Written task: In this exercise, return the whole listing exactly, excluding any images.

+++ Dataset excerpt +++

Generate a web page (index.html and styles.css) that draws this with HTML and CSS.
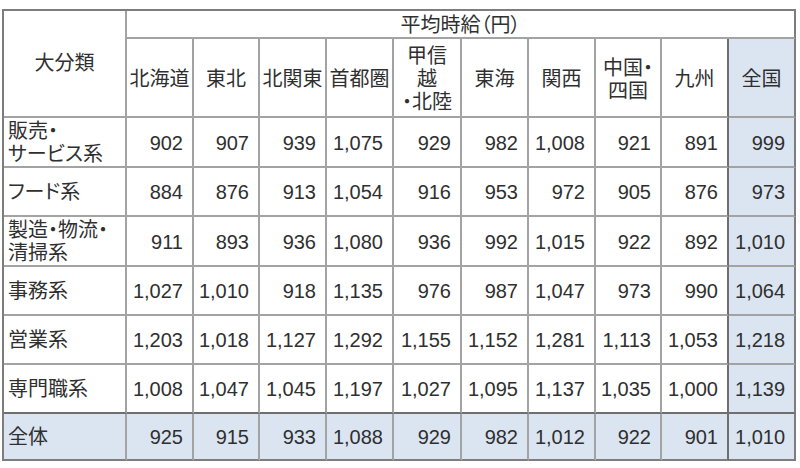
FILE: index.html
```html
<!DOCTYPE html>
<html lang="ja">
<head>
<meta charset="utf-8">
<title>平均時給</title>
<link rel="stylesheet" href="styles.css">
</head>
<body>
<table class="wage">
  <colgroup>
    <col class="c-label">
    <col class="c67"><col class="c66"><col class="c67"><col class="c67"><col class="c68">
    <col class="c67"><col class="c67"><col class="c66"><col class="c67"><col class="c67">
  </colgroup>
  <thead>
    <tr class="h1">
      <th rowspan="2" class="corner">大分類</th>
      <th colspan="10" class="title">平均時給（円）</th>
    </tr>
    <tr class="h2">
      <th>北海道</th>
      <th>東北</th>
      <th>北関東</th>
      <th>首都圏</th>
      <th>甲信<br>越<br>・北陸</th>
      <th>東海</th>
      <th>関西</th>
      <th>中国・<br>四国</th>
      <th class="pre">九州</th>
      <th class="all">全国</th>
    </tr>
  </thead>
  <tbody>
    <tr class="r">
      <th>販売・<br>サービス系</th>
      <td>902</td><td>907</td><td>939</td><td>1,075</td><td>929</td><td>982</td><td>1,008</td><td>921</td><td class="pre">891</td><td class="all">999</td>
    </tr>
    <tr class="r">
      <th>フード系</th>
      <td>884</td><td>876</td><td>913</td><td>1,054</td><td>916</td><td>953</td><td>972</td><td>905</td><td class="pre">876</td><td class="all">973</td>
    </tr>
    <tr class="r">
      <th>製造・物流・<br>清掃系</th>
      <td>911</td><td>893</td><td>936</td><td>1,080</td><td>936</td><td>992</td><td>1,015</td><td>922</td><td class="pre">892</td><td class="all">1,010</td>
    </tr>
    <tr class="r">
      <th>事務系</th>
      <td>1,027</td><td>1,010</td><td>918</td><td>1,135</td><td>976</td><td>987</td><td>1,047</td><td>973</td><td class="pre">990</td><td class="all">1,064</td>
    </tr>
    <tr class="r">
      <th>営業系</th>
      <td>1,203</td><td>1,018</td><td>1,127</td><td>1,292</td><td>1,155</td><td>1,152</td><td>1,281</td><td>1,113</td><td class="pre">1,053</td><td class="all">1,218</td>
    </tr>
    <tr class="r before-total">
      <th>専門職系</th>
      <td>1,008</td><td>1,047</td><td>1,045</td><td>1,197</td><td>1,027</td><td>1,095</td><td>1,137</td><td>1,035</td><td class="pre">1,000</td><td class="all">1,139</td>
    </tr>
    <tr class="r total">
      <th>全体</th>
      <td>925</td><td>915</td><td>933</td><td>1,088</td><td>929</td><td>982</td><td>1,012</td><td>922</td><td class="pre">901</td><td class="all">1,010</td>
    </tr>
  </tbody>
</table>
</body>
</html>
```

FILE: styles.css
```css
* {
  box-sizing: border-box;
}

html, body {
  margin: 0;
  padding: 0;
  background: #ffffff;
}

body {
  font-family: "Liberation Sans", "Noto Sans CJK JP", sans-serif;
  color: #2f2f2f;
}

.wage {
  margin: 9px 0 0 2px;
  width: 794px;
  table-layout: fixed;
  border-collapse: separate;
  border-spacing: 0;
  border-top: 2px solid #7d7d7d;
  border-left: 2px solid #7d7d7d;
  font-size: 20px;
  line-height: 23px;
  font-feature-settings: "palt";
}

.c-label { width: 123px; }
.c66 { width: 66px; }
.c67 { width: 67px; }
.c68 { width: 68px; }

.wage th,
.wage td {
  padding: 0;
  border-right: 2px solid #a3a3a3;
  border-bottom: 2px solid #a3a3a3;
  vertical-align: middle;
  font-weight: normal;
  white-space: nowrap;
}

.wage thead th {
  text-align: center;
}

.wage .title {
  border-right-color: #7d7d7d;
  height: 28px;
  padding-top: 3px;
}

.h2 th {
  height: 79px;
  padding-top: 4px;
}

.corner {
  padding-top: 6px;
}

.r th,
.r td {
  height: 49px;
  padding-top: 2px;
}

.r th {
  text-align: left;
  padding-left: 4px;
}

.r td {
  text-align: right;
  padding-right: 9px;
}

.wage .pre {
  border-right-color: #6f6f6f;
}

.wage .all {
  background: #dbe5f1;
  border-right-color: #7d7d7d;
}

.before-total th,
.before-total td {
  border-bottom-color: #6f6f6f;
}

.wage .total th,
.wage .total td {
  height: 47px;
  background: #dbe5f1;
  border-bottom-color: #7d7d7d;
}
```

+++

Final result:
Generate a web page (index.html and styles.css) that draws this with HTML and CSS.
FILE: index.html
```html
<!DOCTYPE html>
<html lang="ja">
<head>
<meta charset="utf-8">
<title>平均時給</title>
<link rel="stylesheet" href="styles.css">
</head>
<body>
<table class="wage">
  <colgroup>
    <col class="c-label">
    <col class="c67"><col class="c66"><col class="c67"><col class="c67"><col class="c68">
    <col class="c67"><col class="c67"><col class="c66"><col class="c67"><col class="c67">
  </colgroup>
  <thead>
    <tr class="h1">
      <th rowspan="2" class="corner">大分類</th>
      <th colspan="10" class="title">平均時給（円）</th>
    </tr>
    <tr class="h2">
      <th>北海道</th>
      <th>東北</th>
      <th>北関東</th>
      <th>首都圏</th>
      <th>甲信<br>越<br>・北陸</th>
      <th>東海</th>
      <th>関西</th>
      <th>中国・<br>四国</th>
      <th class="pre">九州</th>
      <th class="all">全国</th>
    </tr>
  </thead>
  <tbody>
    <tr class="r">
      <th>販売・<br>サービス系</th>
      <td>902</td><td>907</td><td>939</td><td>1,075</td><td>929</td><td>982</td><td>1,008</td><td>921</td><td class="pre">891</td><td class="all">999</td>
    </tr>
    <tr class="r">
      <th>フード系</th>
      <td>884</td><td>876</td><td>913</td><td>1,054</td><td>916</td><td>953</td><td>972</td><td>905</td><td class="pre">876</td><td class="all">973</td>
    </tr>
    <tr class="r">
      <th>製造・物流・<br>清掃系</th>
      <td>911</td><td>893</td><td>936</td><td>1,080</td><td>936</td><td>992</td><td>1,015</td><td>922</td><td class="pre">892</td><td class="all">1,010</td>
    </tr>
    <tr class="r">
      <th>事務系</th>
      <td>1,027</td><td>1,010</td><td>918</td><td>1,135</td><td>976</td><td>987</td><td>1,047</td><td>973</td><td class="pre">990</td><td class="all">1,064</td>
    </tr>
    <tr class="r">
      <th>営業系</th>
      <td>1,203</td><td>1,018</td><td>1,127</td><td>1,292</td><td>1,155</td><td>1,152</td><td>1,281</td><td>1,113</td><td class="pre">1,053</td><td class="all">1,218</td>
    </tr>
    <tr class="r before-total">
      <th>専門職系</th>
      <td>1,008</td><td>1,047</td><td>1,045</td><td>1,197</td><td>1,027</td><td>1,095</td><td>1,137</td><td>1,035</td><td class="pre">1,000</td><td class="all">1,139</td>
    </tr>
    <tr class="r total">
      <th>全体</th>
      <td>925</td><td>915</td><td>933</td><td>1,088</td><td>929</td><td>982</td><td>1,012</td><td>922</td><td class="pre">901</td><td class="all">1,010</td>
    </tr>
  </tbody>
</table>
</body>
</html>
```

FILE: styles.css
```css
* {
  box-sizing: border-box;
}

html, body {
  margin: 0;
  padding: 0;
  background: #ffffff;
}

body {
  font-family: "Liberation Sans", "Noto Sans CJK JP", sans-serif;
  color: #2f2f2f;
}

.wage {
  margin: 9px 0 0 2px;
  width: 794px;
  table-layout: fixed;
  border-collapse: separate;
  border-spacing: 0;
  border-top: 2px solid #7d7d7d;
  border-left: 2px solid #7d7d7d;
  font-size: 20px;
  line-height: 23px;
  font-feature-settings: "palt";
}

.c-label { width: 123px; }
.c66 { width: 66px; }
.c67 { width: 67px; }
.c68 { width: 68px; }

.wage th,
.wage td {
  padding: 0;
  border-right: 2px solid #a3a3a3;
  border-bottom: 2px solid #a3a3a3;
  vertical-align: middle;
  font-weight: normal;
  white-space: nowrap;
}

.wage thead th {
  text-align: center;
}

.wage .title {
  border-right-color: #7d7d7d;
  height: 28px;
  padding-top: 3px;
}

.h2 th {
  height: 79px;
  padding-top: 4px;
}

.corner {
  padding-top: 6px;
}

.r th,
.r td {
  height: 49px;
  padding-top: 2px;
}

.r th {
  text-align: left;
  padding-left: 4px;
}

.r td {
  text-align: right;
  padding-right: 9px;
}

.wage .pre {
  border-right-color: #6f6f6f;
}

.wage .all {
  background: #dbe5f1;
  border-right-color: #7d7d7d;
}

.before-total th,
.before-total td {
  border-bottom-color: #6f6f6f;
}

.wage .total th,
.wage .total td {
  height: 47px;
  background: #dbe5f1;
  border-bottom-color: #7d7d7d;
}
```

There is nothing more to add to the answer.